Whenever someone is considering investing in apartment complexes, they should pay attention to what improvements are being performed in order to increase the future value.
The syndication deals I’m currently in are value-add properties which produces forced appreciation.
This is caused by the improvements made such as:
- parking lot repairs/replacements
- addition of new facilities (i.e. swimming pool, playground, etc.)
- addition of new services such as a laundry room
By making these improvements, rent can gradually be raised over the normal 5-7 year hold period these deals have before turning around and selling them at a higher price due to this forced apprecation.
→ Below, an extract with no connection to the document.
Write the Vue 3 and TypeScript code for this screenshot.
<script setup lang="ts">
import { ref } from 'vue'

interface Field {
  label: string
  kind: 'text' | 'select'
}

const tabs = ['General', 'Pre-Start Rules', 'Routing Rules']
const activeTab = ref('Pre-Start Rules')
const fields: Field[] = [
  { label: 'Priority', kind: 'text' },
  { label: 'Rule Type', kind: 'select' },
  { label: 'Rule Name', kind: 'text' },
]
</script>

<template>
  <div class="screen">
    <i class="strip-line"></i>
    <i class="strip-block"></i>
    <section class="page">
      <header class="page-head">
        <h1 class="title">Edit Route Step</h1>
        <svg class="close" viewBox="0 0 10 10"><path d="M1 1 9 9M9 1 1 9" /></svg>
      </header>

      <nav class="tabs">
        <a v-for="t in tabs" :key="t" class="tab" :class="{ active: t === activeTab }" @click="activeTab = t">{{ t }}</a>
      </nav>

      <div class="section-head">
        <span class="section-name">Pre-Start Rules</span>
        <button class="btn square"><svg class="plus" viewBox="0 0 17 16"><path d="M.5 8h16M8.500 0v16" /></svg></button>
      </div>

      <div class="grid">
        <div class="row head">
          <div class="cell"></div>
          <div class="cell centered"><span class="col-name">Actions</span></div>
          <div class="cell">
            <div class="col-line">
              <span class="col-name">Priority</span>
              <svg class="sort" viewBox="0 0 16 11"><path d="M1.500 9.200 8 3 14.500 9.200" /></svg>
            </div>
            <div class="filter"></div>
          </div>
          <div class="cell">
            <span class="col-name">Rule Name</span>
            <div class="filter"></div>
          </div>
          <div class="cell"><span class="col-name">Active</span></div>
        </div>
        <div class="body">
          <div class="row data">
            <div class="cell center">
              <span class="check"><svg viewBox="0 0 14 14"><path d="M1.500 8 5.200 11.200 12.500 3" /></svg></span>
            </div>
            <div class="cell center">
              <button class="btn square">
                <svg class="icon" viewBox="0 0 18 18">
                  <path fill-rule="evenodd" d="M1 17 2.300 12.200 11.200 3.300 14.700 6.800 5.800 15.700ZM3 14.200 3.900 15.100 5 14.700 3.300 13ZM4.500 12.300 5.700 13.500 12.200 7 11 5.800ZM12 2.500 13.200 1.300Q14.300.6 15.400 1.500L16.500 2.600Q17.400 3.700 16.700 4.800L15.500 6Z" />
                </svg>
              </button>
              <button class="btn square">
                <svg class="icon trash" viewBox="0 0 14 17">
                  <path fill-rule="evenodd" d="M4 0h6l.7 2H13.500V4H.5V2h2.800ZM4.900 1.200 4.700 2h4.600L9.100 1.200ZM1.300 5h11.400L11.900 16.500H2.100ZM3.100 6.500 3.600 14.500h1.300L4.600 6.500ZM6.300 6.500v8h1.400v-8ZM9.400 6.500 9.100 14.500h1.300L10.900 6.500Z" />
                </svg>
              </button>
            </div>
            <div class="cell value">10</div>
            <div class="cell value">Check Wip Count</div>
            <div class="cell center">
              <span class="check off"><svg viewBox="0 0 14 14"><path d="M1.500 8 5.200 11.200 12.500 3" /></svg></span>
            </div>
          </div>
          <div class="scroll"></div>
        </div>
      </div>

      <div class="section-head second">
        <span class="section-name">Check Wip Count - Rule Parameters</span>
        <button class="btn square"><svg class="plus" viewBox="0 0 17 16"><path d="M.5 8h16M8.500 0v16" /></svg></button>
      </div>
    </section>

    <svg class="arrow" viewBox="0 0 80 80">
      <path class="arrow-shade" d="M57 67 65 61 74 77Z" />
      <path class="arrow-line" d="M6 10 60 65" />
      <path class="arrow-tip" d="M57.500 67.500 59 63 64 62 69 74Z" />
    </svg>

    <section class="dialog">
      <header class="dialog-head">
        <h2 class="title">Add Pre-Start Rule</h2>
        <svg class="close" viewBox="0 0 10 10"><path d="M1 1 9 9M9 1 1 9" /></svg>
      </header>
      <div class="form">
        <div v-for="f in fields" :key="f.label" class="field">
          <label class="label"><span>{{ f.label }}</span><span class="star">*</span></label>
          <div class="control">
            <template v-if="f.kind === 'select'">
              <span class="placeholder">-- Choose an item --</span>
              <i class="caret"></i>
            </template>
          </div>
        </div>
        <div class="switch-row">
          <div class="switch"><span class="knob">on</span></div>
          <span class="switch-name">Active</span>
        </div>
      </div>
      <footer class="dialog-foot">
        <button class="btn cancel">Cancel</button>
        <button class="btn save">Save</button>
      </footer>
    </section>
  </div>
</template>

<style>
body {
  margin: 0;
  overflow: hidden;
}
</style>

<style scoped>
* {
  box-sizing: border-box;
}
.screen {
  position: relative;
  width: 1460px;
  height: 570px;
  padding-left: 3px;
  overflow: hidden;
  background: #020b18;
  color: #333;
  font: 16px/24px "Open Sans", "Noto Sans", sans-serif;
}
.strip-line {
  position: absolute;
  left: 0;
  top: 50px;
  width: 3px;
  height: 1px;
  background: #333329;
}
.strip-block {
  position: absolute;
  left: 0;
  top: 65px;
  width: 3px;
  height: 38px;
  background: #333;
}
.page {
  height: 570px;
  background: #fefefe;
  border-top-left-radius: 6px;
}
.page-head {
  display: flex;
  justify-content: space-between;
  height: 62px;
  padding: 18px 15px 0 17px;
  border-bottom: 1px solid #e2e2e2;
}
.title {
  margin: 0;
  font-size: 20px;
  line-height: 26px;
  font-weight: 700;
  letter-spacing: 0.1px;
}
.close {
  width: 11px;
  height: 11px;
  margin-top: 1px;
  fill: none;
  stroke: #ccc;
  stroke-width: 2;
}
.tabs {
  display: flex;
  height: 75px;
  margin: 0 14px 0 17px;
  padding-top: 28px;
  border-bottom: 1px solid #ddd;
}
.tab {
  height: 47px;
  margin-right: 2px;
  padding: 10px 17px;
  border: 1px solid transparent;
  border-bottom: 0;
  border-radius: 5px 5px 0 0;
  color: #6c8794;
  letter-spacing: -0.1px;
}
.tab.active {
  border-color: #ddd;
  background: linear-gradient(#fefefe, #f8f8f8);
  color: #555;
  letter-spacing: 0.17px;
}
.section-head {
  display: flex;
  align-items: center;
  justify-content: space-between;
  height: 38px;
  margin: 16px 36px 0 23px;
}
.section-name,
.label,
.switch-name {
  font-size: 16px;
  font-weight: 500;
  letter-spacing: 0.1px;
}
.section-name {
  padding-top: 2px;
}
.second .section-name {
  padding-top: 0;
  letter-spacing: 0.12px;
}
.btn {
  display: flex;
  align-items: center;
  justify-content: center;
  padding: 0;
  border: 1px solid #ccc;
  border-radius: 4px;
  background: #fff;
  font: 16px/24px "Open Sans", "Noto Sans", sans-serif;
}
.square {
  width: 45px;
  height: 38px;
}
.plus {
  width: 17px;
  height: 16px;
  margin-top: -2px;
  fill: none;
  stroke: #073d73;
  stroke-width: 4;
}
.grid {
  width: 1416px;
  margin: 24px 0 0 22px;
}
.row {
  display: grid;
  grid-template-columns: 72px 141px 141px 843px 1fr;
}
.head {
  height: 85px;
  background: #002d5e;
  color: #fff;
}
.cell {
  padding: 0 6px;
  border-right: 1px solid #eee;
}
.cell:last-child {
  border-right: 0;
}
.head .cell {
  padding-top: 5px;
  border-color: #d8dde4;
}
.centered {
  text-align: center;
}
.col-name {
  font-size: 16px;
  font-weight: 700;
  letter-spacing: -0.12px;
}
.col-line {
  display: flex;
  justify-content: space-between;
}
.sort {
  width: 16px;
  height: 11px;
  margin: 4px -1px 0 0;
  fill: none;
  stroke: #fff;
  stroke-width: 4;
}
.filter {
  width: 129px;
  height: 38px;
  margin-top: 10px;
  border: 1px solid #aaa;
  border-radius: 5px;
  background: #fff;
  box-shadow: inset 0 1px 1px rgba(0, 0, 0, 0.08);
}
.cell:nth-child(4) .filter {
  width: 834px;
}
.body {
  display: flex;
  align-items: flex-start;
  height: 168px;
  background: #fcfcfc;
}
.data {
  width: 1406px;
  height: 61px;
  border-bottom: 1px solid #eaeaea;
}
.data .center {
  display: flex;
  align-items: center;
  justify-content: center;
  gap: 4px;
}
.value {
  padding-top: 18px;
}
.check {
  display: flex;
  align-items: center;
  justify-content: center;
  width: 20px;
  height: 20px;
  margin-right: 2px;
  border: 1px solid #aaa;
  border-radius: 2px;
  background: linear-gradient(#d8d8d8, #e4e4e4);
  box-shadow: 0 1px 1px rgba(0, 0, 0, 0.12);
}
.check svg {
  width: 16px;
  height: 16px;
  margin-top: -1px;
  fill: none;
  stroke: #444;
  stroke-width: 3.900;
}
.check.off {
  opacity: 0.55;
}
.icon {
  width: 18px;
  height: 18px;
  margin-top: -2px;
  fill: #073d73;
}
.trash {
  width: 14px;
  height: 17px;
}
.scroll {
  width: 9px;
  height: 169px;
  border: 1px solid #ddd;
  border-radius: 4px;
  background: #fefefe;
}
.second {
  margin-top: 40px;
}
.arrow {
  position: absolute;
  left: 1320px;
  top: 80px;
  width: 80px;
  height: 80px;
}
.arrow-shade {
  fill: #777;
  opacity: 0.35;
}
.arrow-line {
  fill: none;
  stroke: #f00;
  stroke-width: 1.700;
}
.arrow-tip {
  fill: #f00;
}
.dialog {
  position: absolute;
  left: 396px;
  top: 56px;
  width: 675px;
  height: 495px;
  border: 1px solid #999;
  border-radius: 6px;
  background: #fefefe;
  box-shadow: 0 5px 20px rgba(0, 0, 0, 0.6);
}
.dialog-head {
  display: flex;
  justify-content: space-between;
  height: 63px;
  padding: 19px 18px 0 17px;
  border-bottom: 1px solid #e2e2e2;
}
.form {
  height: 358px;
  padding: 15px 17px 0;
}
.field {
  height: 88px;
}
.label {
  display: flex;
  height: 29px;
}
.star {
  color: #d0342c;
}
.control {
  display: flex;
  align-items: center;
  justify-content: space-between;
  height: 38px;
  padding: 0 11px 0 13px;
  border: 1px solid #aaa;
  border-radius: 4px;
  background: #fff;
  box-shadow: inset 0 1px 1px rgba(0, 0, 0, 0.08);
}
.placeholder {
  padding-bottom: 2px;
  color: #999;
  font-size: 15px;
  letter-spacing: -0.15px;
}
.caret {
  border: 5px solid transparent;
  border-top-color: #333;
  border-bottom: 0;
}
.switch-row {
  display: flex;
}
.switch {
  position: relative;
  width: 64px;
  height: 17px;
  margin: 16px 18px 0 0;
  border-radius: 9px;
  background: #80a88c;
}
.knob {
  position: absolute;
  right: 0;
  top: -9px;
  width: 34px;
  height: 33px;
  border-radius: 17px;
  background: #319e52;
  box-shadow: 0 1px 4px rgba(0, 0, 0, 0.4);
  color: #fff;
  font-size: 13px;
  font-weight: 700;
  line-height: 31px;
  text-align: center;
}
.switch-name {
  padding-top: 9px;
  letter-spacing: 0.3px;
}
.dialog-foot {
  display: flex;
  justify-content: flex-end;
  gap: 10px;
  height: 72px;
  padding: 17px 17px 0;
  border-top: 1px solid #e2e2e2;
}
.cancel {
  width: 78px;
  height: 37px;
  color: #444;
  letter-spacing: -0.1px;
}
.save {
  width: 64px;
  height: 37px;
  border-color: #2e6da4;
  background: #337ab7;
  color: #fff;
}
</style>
Income producing real estate, especially apartments, increase in value either because you physically improve the property, increase the rents, or reduce the expenses (or all of the above).
5) Debt Is Paid For You
Typically apartment complexes are more expensive than single family homes and investors tend to use debt to finance them. This is no different than using a mortgage to finance your home except for one main difference….regarding your home, you’re the one that has to pay the mortgage.
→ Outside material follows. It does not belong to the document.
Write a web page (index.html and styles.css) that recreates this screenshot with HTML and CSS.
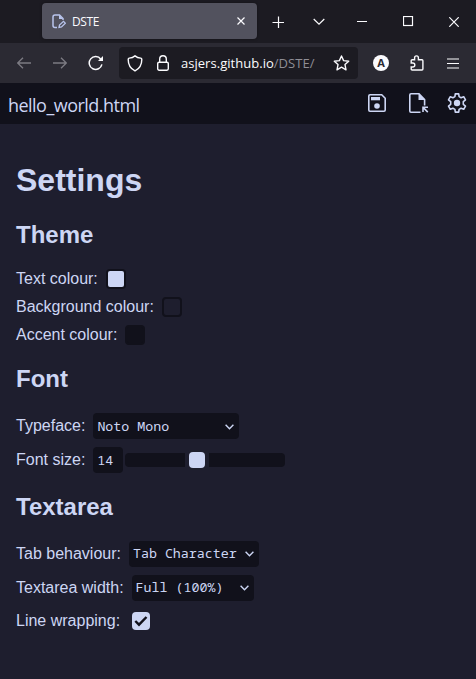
FILE: index.html
```html
<!DOCTYPE html>
<html lang="en">
<head>
<meta charset="utf-8">
<title>DSTE</title>
<link rel="stylesheet" href="styles.css">
</head>
<body>
<div class="tabbar">
  <div class="tab">
    <svg class="favicon" width="14" height="15" viewBox="0 0 14 15"><path d="M5 13.5H3Q1 13.5 1 11.5V3Q1 1 3 1H7.5L11 4.5V6" fill="none" stroke="currentColor" stroke-width="1.5"/><path d="M7 1V5H11Z" fill="currentColor"/><path d="M7 13.5L7.5 11L11.5 7.3L13.4 9.2L9.5 13Z" fill="none" stroke="currentColor" stroke-width="1.3"/></svg>
    <span class="tab-title">DSTE</span>
    <svg class="tab-close" width="8" height="8" viewBox="0 0 8 8"><path d="M.5 .5L7.5 7.5M7.5 .5L.5 7.5"/></svg>
  </div>
  <div class="window-tools">
    <svg width="12" height="12" viewBox="0 0 12 12"><path d="M6.5 .5V12M.5 6.5H12"/></svg>
    <svg width="12" height="12" viewBox="0 0 12 12"><path d="M.7 3L6 8.2L11.3 3"/></svg>
    <svg width="10" height="12" viewBox="0 0 10 12"><path d="M0 5.5H10" stroke-width="1"/></svg>
    <svg width="11" height="11" viewBox="0 0 11 11"><rect x=".5" y=".5" width="9" height="9"/></svg>
    <svg width="10" height="10" viewBox="0 0 10 10"><path d="M.3 .3L9.7 9.7M9.7 .3L.3 9.7"/></svg>
  </div>
</div>
<div class="navbar">
  <svg class="back" width="14" height="12" viewBox="0 0 14 12"><path d="M14 6H.8M6 .7L.7 6L6 11.3"/></svg>
  <svg class="forward" width="14" height="12" viewBox="0 0 14 12"><path d="M0 6H13.2M8 .7L13.3 6L8 11.3"/></svg>
  <svg class="reload" width="16" height="16" viewBox="0 0 16 16"><path d="M12.8 4.2A6.4 6.4 0 1 0 13.9 9.3" stroke-width="1.5"/><path class="solid" d="M15 1V6H10Z"/></svg>
  <div class="urlbar">
    <svg class="shield" width="16" height="17" viewBox="0 0 16 17"><path d="M8 .9C6.5 2.2 4.5 3 2.3 3.1Q1.2 3.2 1.2 4.5C1.2 9.8 3.2 13.6 8 15.9C12.8 13.6 14.8 9.8 14.8 4.5Q14.8 3.2 13.7 3.1C11.5 3 9.5 2.2 8 .9Z" stroke-width="1.4"/></svg>
    <svg class="lock" width="12" height="16" viewBox="0 0 12 16"><rect x=".7" y="7.2" width="10.6" height="8" rx="1.4" stroke-width="1.4"/><path d="M2.7 7V4A3.3 3.3 0 0 1 9.3 4V7" stroke-width="1.4"/></svg>
    <span class="url">asjers.github.io<span class="path">/DSTE/</span></span>
    <svg class="star" width="17" height="16" viewBox="0 0 17 16"><path d="M8.5 1L10.6 5.6L15.7 6.2L12 9.6L13 14.8L8.5 12.2L4 14.8L5 9.6L1.3 6.2L6.4 5.6Z" stroke-width="1.4" stroke-linejoin="round"/></svg>
  </div>
  <span class="account">A</span>
  <svg class="puzzle" width="14" height="16" viewBox="0 0 14 16"><path d="M1.2 8V5.7Q1.2 4.7 2.2 4.7H4.6V2.8A1.9 1.9 0 0 1 8.4 2.8V4.7H12Q12.9 4.7 12.9 5.7V14Q12.9 15 12 15H2.2Q1.2 15 1.2 14V12H2.8A1.9 1.9 0 0 0 2.8 8Z" stroke-width="1.4"/></svg>
  <svg class="menu" width="12" height="11" viewBox="0 0 12 11"><path d="M0 1H12M0 5.5H12M0 10H12" stroke-width="1.2"/></svg>
</div>
<header class="toolbar">
  <span class="filename">hello_world.html</span>
  <svg class="save" width="18" height="18" viewBox="0 0 18 18"><path d="M2 .8H13.7L17.2 4.3V16Q17.2 17.2 16 17.2H2Q.8 17.2 .8 16V2Q.8 .8 2 .8Z" fill="none" stroke="currentColor" stroke-width="1.6"/><path d="M3 3H12V6.3H3Z" fill="currentColor"/><circle cx="9" cy="12" r="2.8" fill="currentColor"/></svg>
  <svg class="open" width="20" height="20" viewBox="0 0 20 20"><path d="M11.5 19.2H2Q.8 19.2 .8 18V2Q.8 .8 2 .8H10L15.6 6.5V12.5" fill="none" stroke="currentColor" stroke-width="1.6"/><path d="M9.5 .5V7H16Z" fill="currentColor"/><path d="M14 19V14.3H19M14.3 14.6L18.8 19.1" fill="none" stroke="currentColor" stroke-width="1.6"/></svg>
  <svg class="gear" width="20" height="20" viewBox="0 0 20 20"><path d="M8.3 .9H11.7L12.1 3.6L14.1 4.7L16.7 3.7L18.5 6.9L16.3 8.7V11.3L18.5 13.1L16.7 16.3L14.1 15.3L12.1 16.4L11.7 19.1H8.3L7.9 16.4L5.9 15.3L3.3 16.3L1.5 13.1L3.7 11.3V8.7L1.5 6.9L3.3 3.7L5.9 4.7L7.9 3.6Z" fill="none" stroke="currentColor" stroke-width="1.6" stroke-linejoin="round"/><circle cx="10" cy="10" r="3.2" fill="currentColor"/></svg>
</header>
<main>
  <h1>Settings</h1>
  <section class="theme">
    <h2>Theme</h2>
    <div class="row"><span class="label">Text colour:</span><span class="swatch text"></span></div>
    <div class="row"><span class="label">Background colour:</span><span class="swatch background"></span></div>
    <div class="row"><span class="label">Accent colour:</span><span class="swatch accent"></span></div>
  </section>
  <section class="font">
    <h2>Font</h2>
    <div class="row"><span class="label">Typeface:</span><div class="field typeface">Noto Mono<svg width="9" height="6" viewBox="0 0 9 6"><path d="M.6 .8L4.5 4.8L8.4 .8"/></svg></div></div>
    <div class="row"><span class="label">Font size:</span><div class="field size">14</div><div class="slider"><span class="gap"><span class="thumb"></span></span></div></div>
  </section>
  <section class="textarea">
    <h2>Textarea</h2>
    <div class="row"><span class="label">Tab behaviour:</span><div class="field tabs">Tab Character<svg width="9" height="6" viewBox="0 0 9 6"><path d="M.6 .8L4.5 4.8L8.4 .8"/></svg></div></div>
    <div class="row"><span class="label">Textarea width:</span><div class="field width">Full (100%)<svg width="9" height="6" viewBox="0 0 9 6"><path d="M.6 .8L4.5 4.8L8.4 .8"/></svg></div></div>
    <div class="row wrapping"><span class="label">Line wrapping:</span><span class="checkbox"><svg width="14" height="12" viewBox="0 0 14 12"><path d="M1.3 6L5 9.7L12.5 2"/></svg></span></div>
  </section>
</main>
</body>
</html>
```
FILE: styles.css
```css
* { box-sizing: border-box; }
body {
  margin: 0;
  height: 679px;
  overflow: hidden;
  background: #1e1e2e;
  color: #cdd6f4;
  font-family: "Liberation Sans", Arial, sans-serif;
  font-size: 16px;
}
svg { display: block; flex: none; }
.tabbar, .navbar, .toolbar, .tab, .window-tools, .urlbar, .row, .field { display: flex; align-items: center; }

.tabbar { height: 43px; padding-left: 42px; background: #1c1b22; color: #fbfbfe; }
.tab {
  width: 215px;
  height: 36px;
  margin-bottom: 1px;
  padding: 0 12px 0 10px;
  border-radius: 4px;
  background: #52525e;
  box-shadow: 0 0 3px #0006;
  font: 12px "Open Sans", "Noto Sans", sans-serif;
}
.favicon { color: #b9c5ed; }
.tab-title { margin-left: 6px; letter-spacing: -.4px; }
.tab-close { margin-left: auto; }
.tabbar > .window-tools { margin-left: 15px; }
.window-tools svg, .tab-close { fill: none; stroke: #fbfbfe; stroke-width: 1.2; }
.window-tools svg:nth-child(2) { margin-left: 29px; }
.window-tools svg:nth-child(3) { margin-left: 32px; }
.window-tools svg:nth-child(4) { margin-left: 36px; }
.window-tools svg:nth-child(5) { margin-left: 35px; }

.navbar { height: 40px; padding-left: 17px; background: #2b2a33; color: #fbfbfe; }
.navbar svg { fill: none; stroke: #fbfbfe; }
.navbar .back, .navbar .forward { stroke: #7c7b83; stroke-width: 1.3; }
.forward { margin-left: 22px; }
.reload { margin-left: 21px; }
.reload .solid { fill: #fbfbfe; stroke: none; }
.urlbar {
  width: 239px;
  height: 32px;
  margin-left: 15px;
  padding: 0 8px 0 8px;
  border-radius: 4px;
  background: #1c1b22;
  font: 13px "Open Sans", "Noto Sans", sans-serif;
}
.lock { margin-left: 14px; }
.url { margin-left: 12px; letter-spacing: .03px; white-space: nowrap; }
.path { color: #8f8e95; }
.star { margin-left: auto; }
.account {
  width: 16px;
  height: 16px;
  margin-left: 15px;
  border-radius: 50%;
  background: #fbfbfe;
  color: #2b2a33;
  font: bold 11px/16px "Open Sans", sans-serif;
  text-align: center;
}
.puzzle { margin-left: 21px; }
.menu { margin-left: 23px; }

.toolbar { height: 41px; padding: 0 9px 1px 8px; background: #11111b; }
.filename { font: 18px "Open Sans", "Noto Sans", sans-serif; letter-spacing: -.53px; padding-top: 3px; }
.save { margin-left: auto; }
.open { margin-left: 23px; }
.gear { margin-left: 18px; }

main { padding: 37px 16px 0; }
h1, h2 { margin: 0; font-weight: bold; }
h1 { font-size: 32px; line-height: 38px; }
h2 { font-size: 24px; line-height: 28px; }
.theme { margin-top: 22px; }
.theme h2 { margin-bottom: 16px; }
.theme .row { height: 28px; }
.font { margin-top: 16px; }
.textarea { margin-top: 16px; }
.font h2, .textarea h2 { margin-bottom: 16px; }
.font .row, .textarea .row { height: 34px; }
.textarea .wrapping { height: 32px; }
.label { white-space: nowrap; }
.swatch { width: 20px; height: 20px; margin-left: 8px; border: 2px solid #11111b; border-radius: 4px; }
.swatch.text { background: #cdd6f4; }
.swatch.background { background: #1e1e2e; }
.swatch.accent { background: #11111b; }
.field {
  height: 26px;
  margin-left: 8px;
  padding: 0 5px 1px 4px;
  border-radius: 4px;
  background: #11111b;
  font: 13.3px "Noto Mono", "Noto Sans Mono", "DejaVu Sans Mono", monospace;
  white-space: pre;
}
.field svg { margin: 2px 0 0 auto; fill: none; stroke: #cdd6f4; stroke-width: 1.4; }
.typeface { width: 146px; }
.size { width: 30px; }
.tabs { width: 130px; }
.textarea .field { margin-bottom: 1px; }
.width { width: 122px; }
.slider { display: flex; align-items: center; width: 160px; height: 14px; margin-left: 2px; padding-left: 60px; border-radius: 4px; background: #11111b; }
.gap { padding: 0 4px; background: #1e1e2e; }
.thumb { display: block; width: 16px; height: 16px; background: #cdd6f4; border-radius: 4px; }
.checkbox { display: grid; place-items: center; width: 18px; height: 18px; margin-left: 12px; border-radius: 4px; background: #cdd6f4; }
.checkbox svg { fill: none; stroke: #11111b; stroke-width: 2.4; }
```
But in a multifamily investment, the tenants pay if off for you. This allows you to build wealth automatically and who wouldn’t like that?
In order to make this a bit clearer, here’s an example of someone that wanted to shift from investing in the stock market and purchase an apartment complex instead.
- Purchase price: $1,000,000
- Down payment: 20% or $200,000
- Mortgage: $800,000
After all expenses, this investor earned 10% a year = $20,000 in positive cash flow
Worst case scenario, if the property didn’t appreciate anything over the next 30 years, this investor would own a paid for property.
Here’s the really cool part about it….the investor also gets back his down payment in the first ten years ($20,000 x 10 yrs) and still owns a million dollar apartment complex that he paid nothing for in years 11-30!
Are You Ready To Start Investing?
If you’re looking for an alternative way to invest your hard earned money besides traditional investing, consider looking into apartment complex investing.
There’s no better investment that can give you the tax advantages and positive cash flow to quickly grow your portfolio.